Reactions: Like 5 | Thank You! 1 | EyeCandy! 6 | Way Cool 4


----------



## ripjack13 (Oct 22, 2017)

Ooh thats dead sexayy....

Reactions: Thank You! 1 | Agree 1


----------



## Tony (Oct 22, 2017)

That is very cool! Great story on the wood, did the tree come down? Tony

Reactions: Thank You! 1


----------



## TRfromMT (Oct 22, 2017)

Apparently the tree died or was hit by lightning or something. The landowner is selling off pieces of it with certificates of authenticity. I don't know exactly how the owner came by the materials. Kind of a cool provenance, though.

Reactions: Like 2


----------



## JR Parks (Oct 22, 2017)

Good looking Tony. And cool story

Reactions: Thank You! 1 | Agree 1


----------



## Foot Patrol (Oct 22, 2017)

Nice looking knife. I like the marcarta liner.

Reactions: Thank You! 1


----------



## Wildthings (Oct 22, 2017)

Now that came out awesome and great story. Is it for you?

Reactions: Thank You! 1


----------



## rocky1 (Oct 22, 2017)

Just absolutely cool on several different levels!

Reactions: Thank You! 1


----------



## NeilYeag (Oct 23, 2017)

Great looking knife. Really nice pattern in the pins.

Reactions: Thank You! 1 | Agree 3


----------



## TRfromMT (Oct 23, 2017)

Wildthings said:


> Now that came out awesome and great story. Is it for you?

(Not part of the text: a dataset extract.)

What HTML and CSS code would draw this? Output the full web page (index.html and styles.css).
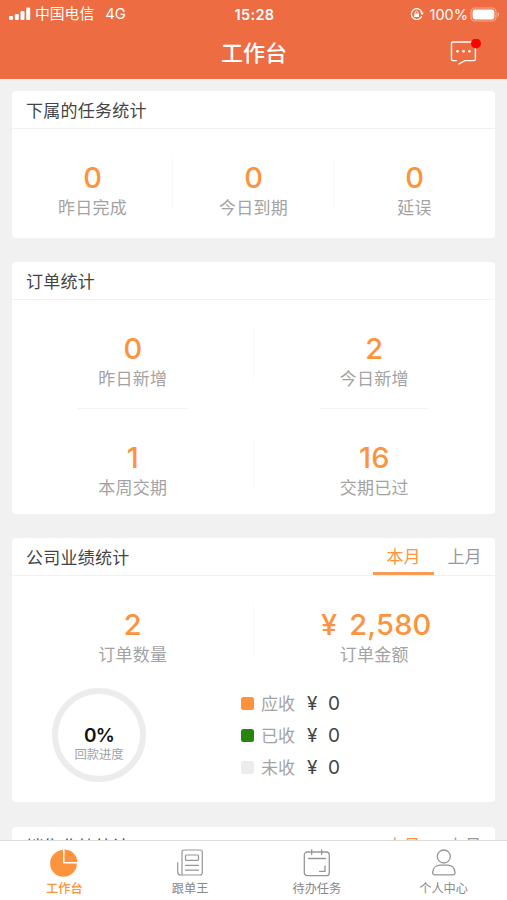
FILE: index.html
```html
<!DOCTYPE html>
<html lang="zh-CN">
<head>
<meta charset="utf-8">
<title>工作台</title>
<link rel="stylesheet" href="styles.css">
</head>
<body>
<div class="app">
  <header class="header">
    <div class="status">
      <div class="status-left">
        <svg class="signal" width="22" height="14" viewBox="0 0 22 14" fill="#fff"><rect x="0" y="9" width="4" height="4" rx="1.2"/><rect x="5.8" y="7" width="4" height="6" rx="1.2"/><rect x="11.5" y="4" width="4" height="9" rx="1.2"/><rect x="17.2" y="0.5" width="4" height="12.5" rx="1.2"/></svg>
        <span class="carrier">中国电信</span>
        <span class="network">4G</span>
      </div>
      <div class="time">15:28</div>
      <div class="status-right">
        <svg width="14" height="14" viewBox="0 0 14 14" fill="none" stroke="#fff"><path d="M11.8 5.2A5.4 5.4 0 1 0 11.7 9.2" stroke-width="1.2"/><path d="M10.2 5.4h3.6l-1.7 2.8z" fill="#fff" stroke="none"/><rect x="4.2" y="6.5" width="4.8" height="3.6" rx=".6" fill="#fff" stroke="none"/><path d="M5.2 6.7V5.5a1.4 1.4 0 0 1 2.8 0v1.2" stroke-width=".9"/></svg>
        <span class="percent">100%</span>
        <svg width="30" height="15" viewBox="0 0 30 15"><rect x="1" y="1" width="25" height="13" rx="4" fill="none" stroke="#f5ab8f" stroke-width="1.2"/><rect x="2.6" y="2.6" width="21.8" height="9.8" rx="2.4" fill="#fff"/><path d="M27.500 5v5q1.800-.8 1.800-2.500T27.500 5z" fill="#f5ab8f"/></svg>
      </div>
    </div>
    <div class="titlebar">
      <h1 class="title">工作台</h1>
      <svg class="message" width="32" height="28" viewBox="0 0 32 28" fill="none" stroke="#fff" stroke-width="1.4" stroke-linecap="round" stroke-linejoin="round"><path d="M6.500 21.600H3.200Q1.500 21.600 1.500 19.900V4.700Q1.500 3 3.200 3H23.700Q25.400 3 25.400 4.700V19.900Q25.400 21.600 23.700 21.600H15L8.800 25"/><g fill="#fff" stroke="none"><circle cx="7.500" cy="12.300" r="1.350"/><circle cx="13.500" cy="12.300" r="1.350"/><circle cx="19.500" cy="12.300" r="1.350"/></g><circle cx="26" cy="4.500" r="5" fill="#f90405" stroke="none"/></svg>
    </div>
  </header>

  <main class="content">
    <section class="card">
      <div class="card-head"><h2>下属的任务统计</h2></div>
      <div class="stats three">
        <div class="stat"><b>0</b><span>昨日完成</span></div>
        <div class="stat"><b>0</b><span>今日到期</span></div>
        <div class="stat"><b>0</b><span>延误</span></div>
      </div>
    </section>

    <section class="card">
      <div class="card-head"><h2>订单统计</h2></div>
      <div class="stats two">
        <div class="stat lined"><b>0</b><span>昨日新增</span></div>
        <div class="stat lined"><b>2</b><span>今日新增</span></div>
        <div class="stat"><b>1</b><span>本周交期</span></div>
        <div class="stat"><b>16</b><span>交期已过</span></div>
      </div>
    </section>

    <section class="card">
      <div class="card-head"><h2>公司业绩统计</h2>
        <nav class="tabs"><span class="tab active">本月</span><span class="tab">上月</span></nav>
      </div>
      <div class="stats two">
        <div class="stat"><b>2</b><span>订单数量</span></div>
        <div class="stat"><b class="amount"><i>¥</i>2,580</b><span>订单金额</span></div>
      </div>
      <div class="payment">
        <div class="ring"><strong>0%</strong><span>回款进度</span></div>
        <ul class="legend">
          <li><i class="swatch orange"></i><span>应收</span><em>¥</em><em>0</em></li>
          <li><i class="swatch green"></i><span>已收</span><em>¥</em><em>0</em></li>
          <li><i class="swatch gray"></i><span>未收</span><em>¥</em><em>0</em></li>
        </ul>
      </div>
    </section>

    <section class="card">
      <div class="card-head"><h2>销售业绩统计</h2>
        <nav class="tabs"><span class="tab active">本月</span><span class="tab">上月</span></nav>
      </div>
    </section>
  </main>

  <nav class="tabbar">
    <a class="item current">
      <svg width="30" height="30" viewBox="0 0 30 30" fill="#fd933c"><path d="M14 2A13.400 13.400 0 1 0 27.900 15.500H14z"/><path d="M15.500 1.500A12.900 12.900 0 0 1 28.400 14H15.500z"/></svg>
      <span>工作台</span>
    </a>
    <a class="item">
      <svg width="30" height="30" viewBox="0 0 30 30" fill="none" stroke="#969696" stroke-width="1.200" stroke-linecap="round"><path d="M7 27V4Q7 2 9 2H25.300Q27.300 2 27.300 4V24.500Q27.300 27 24.800 27H5.500Q2.700 27 2.700 24V14.500"/><rect x="10.500" y="7" width="13" height="5.300" rx=".8"/><path d="M10.500 17.300h13M10.500 22.200h13"/></svg>
      <span>跟单王</span>
    </a>
    <a class="item">
      <svg width="30" height="30" viewBox="0 0 30 30" fill="none" stroke="#969696" stroke-width="1.300" stroke-linecap="round"><rect x="2.300" y="4" width="25" height="23.700" rx="3"/><path d="M9.700 1.800v4.700M19.700 1.800v4.700M6.500 10.500h17M23 18v5.300h-5.500"/></svg>
      <span>待办任务</span>
    </a>
    <a class="item">
      <svg width="30" height="30" viewBox="0 0 30 30" fill="none" stroke="#969696" stroke-width="1.300"><circle cx="14.800" cy="8.500" r="6.500"/><path d="M6 26.800Q3.400 26.800 3.700 24.200C4.200 19.500 7.500 17.200 11 17.200H18.500C22.200 17.200 25.500 19.500 26 24.200Q26.300 26.800 23.700 26.800z"/></svg>
      <span>个人中心</span>
    </a>
  </nav>
</div>
</body>
</html>
```
FILE: styles.css
```css
* { box-sizing: border-box; margin: 0; padding: 0; }
body {
  font-family: Inter, "Noto Sans CJK SC", sans-serif;
  background: #f1f1f1;
  color: #444;
}
.app { height: 900px; display: flex; flex-direction: column; overflow: hidden; }

.header { flex: none; height: 79px; background: #ed6c42; color: #fff; }
.status {
  height: 27px;
  padding: 0 7px 0 9px;
  display: grid;
  grid-template-columns: 1fr auto 1fr;
  align-items: center;
  font-size: 14px;
  line-height: 27px;
}
.status-left, .status-right { display: flex; align-items: center; }
.status-right { justify-content: flex-end; }
.carrier { margin-left: 4px; font-size: 14.8px; padding-top: 1px; }
.network { margin-left: 11px; font-size: 14.8px; }
.time { font-size: 14.5px; font-weight: 600; letter-spacing: .35px; }
.percent { margin: 0 2px 0 6px; font-size: 14.5px; }
.titlebar {
  height: 52px;
  display: grid;
  grid-template-columns: 1fr auto 1fr;
  align-items: center;
  padding: 0 25px 1px 26px;
}
.title { grid-column: 2; font-size: 22px; line-height: 32px; font-weight: 500; }
.message { justify-self: end; }

.content {
  flex: 1;
  min-height: 0;
  overflow: hidden;
  padding: 12px 12px 0;
  display: flex;
  flex-direction: column;
  gap: 24px;
}
.card { flex: none; background: #fff; border-radius: 4px; }
.card:last-child { margin-top: 1px; }
.card-head {
  height: 38px;
  padding: 0 0 0 14px;
  display: flex;
  justify-content: space-between;
  border-bottom: 1px solid #f1f1f1;
}
.card-head h2 { font-size: 17px; font-weight: 400; letter-spacing: .25px; line-height: 40px; }
.tabs { display: flex; }
.tab { width: 61px; height: 37px; text-align: center; font-size: 17px; line-height: 39px; color: #999; }
.tab.active { color: #fd933c; border-bottom: 3px solid #fa9b55; }

.stats { display: grid; }
.three { grid-template-columns: repeat(3, 1fr); }
.two { grid-template-columns: repeat(2, 1fr); }
.stat {
  height: 109px;
  padding-top: 32px;
  display: flex;
  flex-direction: column;
  align-items: center;
  background: linear-gradient(#f9f9f9, #f9f9f9) right 28px / 1px 52px no-repeat;
}
.three .stat:last-child, .two .stat:nth-child(even) { background: none; }
.stat b { font-size: 29px; line-height: 34px; font-weight: 500; color: #fd933c; }
.stat b i { font-style: normal; margin-right: 12px; }
.stat .amount { letter-spacing: .2px; padding-left: 4px; }
.stat span { font-size: 17px; line-height: 24px; letter-spacing: .25px; margin-top: 1px; color: #a3a3a3; }
.lined::after { content: ""; width: 109px; height: 1px; margin-top: 17px; background: #f3f3f3; }
.two .stat:nth-child(n+3) { height: 105px; }

.payment { height: 117px; display: flex; padding-left: 40px; }
.ring {
  width: 94px;
  height: 94px;
  margin-top: 3px;
  border: 6px solid #ececec;
  border-radius: 50%;
  display: flex;
  flex-direction: column;
  align-items: center;
  padding-top: 31px;
}
.ring strong { font-size: 19px; line-height: 22px; font-weight: 600; color: #111; letter-spacing: -.8px; }
.ring span { font-size: 12.3px; line-height: 16px; color: #a3a3a3; white-space: nowrap; }
.legend { list-style: none; margin: 2px 0 0 95px; }
.legend li { height: 32px; display: flex; align-items: center; font-size: 17px; line-height: 32px; }
.legend span { width: 45px; color: #a3a3a3; padding-top: 1px; }
.legend em { font-style: normal; font-size: 19px; width: 21px; padding-top: 2px; margin-left: 1px; margin-right: -1px; }
.swatch { width: 13px; height: 13px; border-radius: 2.5px; margin-right: 7px; }
.orange { background: #fd933c; }
.green { background: #2a820f; }
.gray { background: #ececec; }

.tabbar {
  flex: none;
  height: 60px;
  display: grid;
  grid-template-columns: repeat(4, 1fr);
  border-top: 1px solid #dcdcdc;
  background: #fff;
}
.item {
  display: flex;
  flex-direction: column;
  align-items: center;
  padding-top: 7px;
  font-size: 12.2px;
  line-height: 18px;
  color: #888;
}
.item span { margin-top: 2px; }
.item.current { color: #fd933c; font-weight: 500; padding-left: 2px; }
```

No, not for me. I would enjoy this knife, but it belongs to the guy who managed to find both the blade and the wood.


----------



## Nature Man (Oct 23, 2017)

Handle is powerfully cool! Awesome story on the wood source. Chuck

Reactions: Thank You! 1


----------



## Molokai (Oct 23, 2017)

Cool story and cool knife!

Reactions: Thank You! 1


----------



## NYWoodturner (Oct 23, 2017)

Tony - fantastic looking knife! Very clean In execution!

Reactions: Thank You! 1


----------



## Strider (Nov 3, 2017)

Gorgeous! Stonewash finish turned out great. Better than Bear Grylls' bushcrafter :P


----------



## Lou Currier (Nov 3, 2017)

Cool looking knife


----------